The resurgence of COVID-19 comes just weeks before a scheduled general election, increasing pressure on Prime Minister Jacinda Ardern to get the outbreak under control amid growing criticism.

Ardern said it was a positive sign that all 13 new community cases were linked back to one infected family, either via work or broader family connections, and that all were being transferred into quarantine facilities.

Producing and testing Russian vaccine

A Brazilian technology institute said on Wednesday it expects to produce the controversial Sputnik V coronavirus Russian vaccine by the second half of 2021, shortly after the state of Parana signed a memorandum of understanding with Moscow. Jorge Callado, director of Parana’s Technology Institute known as Tecpar, said Parana would likely participate in the phase three testing, subject to Brazilian regulatory authorization.

The Philippines plans to start clinical trials for a Russian coronavirus vaccine in October, with President Rodrigo Duterte expected to be inoculated as early as May 2021, presidential spokesman Harry Roque said on Thursday.
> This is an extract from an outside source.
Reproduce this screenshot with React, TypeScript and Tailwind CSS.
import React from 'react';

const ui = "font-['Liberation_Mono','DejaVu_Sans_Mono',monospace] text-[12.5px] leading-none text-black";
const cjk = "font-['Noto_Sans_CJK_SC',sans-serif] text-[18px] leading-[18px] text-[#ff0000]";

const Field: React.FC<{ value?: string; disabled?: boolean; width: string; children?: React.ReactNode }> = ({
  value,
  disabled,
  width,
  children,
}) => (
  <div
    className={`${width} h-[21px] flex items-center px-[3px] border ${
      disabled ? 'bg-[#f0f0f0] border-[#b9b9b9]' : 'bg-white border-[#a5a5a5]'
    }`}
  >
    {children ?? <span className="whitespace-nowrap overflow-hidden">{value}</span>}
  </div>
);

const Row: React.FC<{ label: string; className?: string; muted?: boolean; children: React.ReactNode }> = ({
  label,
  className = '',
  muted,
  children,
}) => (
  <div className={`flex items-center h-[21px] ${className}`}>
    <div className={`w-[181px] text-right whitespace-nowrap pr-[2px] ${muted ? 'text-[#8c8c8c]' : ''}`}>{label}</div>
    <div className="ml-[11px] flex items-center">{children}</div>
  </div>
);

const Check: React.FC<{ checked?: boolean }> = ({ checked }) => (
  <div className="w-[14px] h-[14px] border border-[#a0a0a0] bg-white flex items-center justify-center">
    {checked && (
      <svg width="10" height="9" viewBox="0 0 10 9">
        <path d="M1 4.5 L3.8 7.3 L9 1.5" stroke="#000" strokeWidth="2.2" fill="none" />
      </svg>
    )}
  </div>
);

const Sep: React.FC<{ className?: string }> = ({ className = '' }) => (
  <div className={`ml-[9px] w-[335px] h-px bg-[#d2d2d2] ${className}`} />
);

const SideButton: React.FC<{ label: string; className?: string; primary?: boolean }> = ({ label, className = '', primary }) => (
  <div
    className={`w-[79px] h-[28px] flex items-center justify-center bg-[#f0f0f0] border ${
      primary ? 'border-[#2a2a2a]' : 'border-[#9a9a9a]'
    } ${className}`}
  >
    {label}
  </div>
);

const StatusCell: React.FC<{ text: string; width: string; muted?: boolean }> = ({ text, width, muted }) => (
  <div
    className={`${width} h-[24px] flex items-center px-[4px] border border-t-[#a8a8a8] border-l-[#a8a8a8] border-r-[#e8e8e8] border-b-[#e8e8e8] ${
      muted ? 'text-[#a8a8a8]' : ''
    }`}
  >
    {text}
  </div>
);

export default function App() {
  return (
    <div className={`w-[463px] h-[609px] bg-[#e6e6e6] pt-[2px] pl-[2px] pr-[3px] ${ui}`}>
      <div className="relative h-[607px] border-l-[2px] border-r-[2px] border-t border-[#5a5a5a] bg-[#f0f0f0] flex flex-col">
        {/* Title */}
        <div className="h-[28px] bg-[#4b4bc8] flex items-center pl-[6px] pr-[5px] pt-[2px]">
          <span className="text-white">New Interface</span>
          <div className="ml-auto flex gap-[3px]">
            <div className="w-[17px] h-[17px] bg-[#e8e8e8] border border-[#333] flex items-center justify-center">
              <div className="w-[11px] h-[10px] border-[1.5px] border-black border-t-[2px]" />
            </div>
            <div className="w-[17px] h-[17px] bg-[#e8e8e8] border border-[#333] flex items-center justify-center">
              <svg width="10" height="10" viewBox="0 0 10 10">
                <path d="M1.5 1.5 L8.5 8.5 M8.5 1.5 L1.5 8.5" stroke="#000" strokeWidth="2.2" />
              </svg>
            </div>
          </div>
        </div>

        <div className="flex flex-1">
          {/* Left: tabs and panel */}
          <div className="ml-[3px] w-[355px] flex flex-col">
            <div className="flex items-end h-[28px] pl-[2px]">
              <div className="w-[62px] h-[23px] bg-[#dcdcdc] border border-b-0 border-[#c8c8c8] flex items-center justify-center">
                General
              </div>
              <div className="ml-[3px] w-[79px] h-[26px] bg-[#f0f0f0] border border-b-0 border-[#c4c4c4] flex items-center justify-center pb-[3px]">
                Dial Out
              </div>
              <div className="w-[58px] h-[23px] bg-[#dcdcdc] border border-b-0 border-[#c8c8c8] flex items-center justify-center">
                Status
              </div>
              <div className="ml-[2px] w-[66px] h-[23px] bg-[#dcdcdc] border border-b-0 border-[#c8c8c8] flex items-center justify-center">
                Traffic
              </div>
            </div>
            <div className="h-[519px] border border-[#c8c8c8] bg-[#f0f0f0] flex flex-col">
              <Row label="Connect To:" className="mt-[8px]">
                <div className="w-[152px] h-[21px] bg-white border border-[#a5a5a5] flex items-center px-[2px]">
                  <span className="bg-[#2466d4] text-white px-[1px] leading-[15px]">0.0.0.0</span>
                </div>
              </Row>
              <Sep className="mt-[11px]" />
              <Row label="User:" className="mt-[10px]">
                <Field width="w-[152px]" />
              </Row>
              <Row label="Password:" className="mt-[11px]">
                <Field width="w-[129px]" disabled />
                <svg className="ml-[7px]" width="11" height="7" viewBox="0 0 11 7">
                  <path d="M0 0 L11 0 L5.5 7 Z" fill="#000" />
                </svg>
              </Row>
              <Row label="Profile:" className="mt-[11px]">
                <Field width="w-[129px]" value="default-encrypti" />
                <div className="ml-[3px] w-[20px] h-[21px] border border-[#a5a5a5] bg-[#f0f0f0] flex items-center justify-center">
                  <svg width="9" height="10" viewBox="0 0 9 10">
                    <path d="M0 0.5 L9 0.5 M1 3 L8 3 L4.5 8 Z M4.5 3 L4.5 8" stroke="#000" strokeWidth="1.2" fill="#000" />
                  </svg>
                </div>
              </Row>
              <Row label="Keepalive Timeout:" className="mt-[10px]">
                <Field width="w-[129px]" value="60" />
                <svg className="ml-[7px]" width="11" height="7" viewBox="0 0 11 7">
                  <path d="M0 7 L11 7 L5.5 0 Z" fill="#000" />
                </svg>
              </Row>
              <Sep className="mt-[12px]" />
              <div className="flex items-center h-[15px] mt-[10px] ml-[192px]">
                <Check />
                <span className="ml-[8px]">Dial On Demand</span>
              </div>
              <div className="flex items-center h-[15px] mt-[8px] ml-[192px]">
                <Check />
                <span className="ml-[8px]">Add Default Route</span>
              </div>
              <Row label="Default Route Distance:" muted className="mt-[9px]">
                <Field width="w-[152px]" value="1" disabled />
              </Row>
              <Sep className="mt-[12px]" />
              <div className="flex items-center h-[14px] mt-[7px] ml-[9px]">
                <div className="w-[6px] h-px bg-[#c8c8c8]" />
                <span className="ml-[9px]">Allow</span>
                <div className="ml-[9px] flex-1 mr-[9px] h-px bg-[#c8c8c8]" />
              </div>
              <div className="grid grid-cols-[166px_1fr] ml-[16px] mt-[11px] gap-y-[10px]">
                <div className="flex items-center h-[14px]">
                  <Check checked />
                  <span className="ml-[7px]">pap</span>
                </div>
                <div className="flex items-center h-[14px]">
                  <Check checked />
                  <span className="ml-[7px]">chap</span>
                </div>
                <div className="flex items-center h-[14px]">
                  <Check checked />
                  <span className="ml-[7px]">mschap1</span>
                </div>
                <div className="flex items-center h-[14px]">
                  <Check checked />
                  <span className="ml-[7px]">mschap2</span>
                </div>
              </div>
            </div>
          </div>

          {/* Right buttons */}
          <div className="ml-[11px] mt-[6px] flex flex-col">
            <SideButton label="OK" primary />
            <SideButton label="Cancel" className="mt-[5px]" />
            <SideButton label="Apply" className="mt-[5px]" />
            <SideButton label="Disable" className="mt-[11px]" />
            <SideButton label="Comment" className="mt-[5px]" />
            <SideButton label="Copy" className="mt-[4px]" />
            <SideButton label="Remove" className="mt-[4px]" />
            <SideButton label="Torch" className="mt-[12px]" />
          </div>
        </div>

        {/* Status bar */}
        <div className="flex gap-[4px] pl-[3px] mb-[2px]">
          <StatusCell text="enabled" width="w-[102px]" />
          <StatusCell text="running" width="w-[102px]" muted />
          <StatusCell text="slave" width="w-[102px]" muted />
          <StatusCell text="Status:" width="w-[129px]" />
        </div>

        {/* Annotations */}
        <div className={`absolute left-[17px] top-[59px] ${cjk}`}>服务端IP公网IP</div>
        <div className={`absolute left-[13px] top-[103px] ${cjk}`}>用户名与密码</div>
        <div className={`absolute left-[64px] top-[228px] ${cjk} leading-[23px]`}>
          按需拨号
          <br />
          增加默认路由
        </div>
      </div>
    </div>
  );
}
Phase three clinical trials in the Philippines are due to run from October to March 2021, after a panel of vaccine experts completes its review on Russia’s phase one and two trials in September, Roque told a briefing.

Coronavirus on more frozen food

A sample of frozen chicken wings imported into the southern Chinese city of Shenzhen from Brazil has tested positive for coronavirus, the city government said in a notice on Thursday.

In addition to screening all meat and seafood containers coming into major ports in recent months, China has suspended some meat imports from various origins, including Brazil, since mid-June.

Li Fengqin, who heads a microbiology lab at the China National Center for Food Safety Risk Assessment told reporters in June that contaminated food put in cold storage could be a potential source of transmission.

Despair and denial in rural India

Interviews with dozens of staff, patients and relatives at the 900-bed Jawahar Lal Nehru Medical College and Hospital in India’s Bihar state, paint a picture of conditions that might shock those accustomed to images of hermetically sealed ICUs during the pandemic, with relatives not even allowed to touch their dying loved ones. They tell instead of a chronic shortage of manpower and resources such as blood and medicines.

The state government’s response to the outbreak has been so dire that it has prompted public interest litigation asking that India’s federal government, led by Prime Minister Narendra Modi, take over management of the pandemic here.

Elsewhere, in two dozen small Indian towns and villages visited by Reuters reporters in recent weeks, people have largely given up on social distancing and masks after months of sticking to the rules, believing the virus is not such a serious threat. The change in behaviour in rural India – where two-thirds of its 1.3 billion people live, often with only the most basic health facilities – has come as infections in the countryside have surged.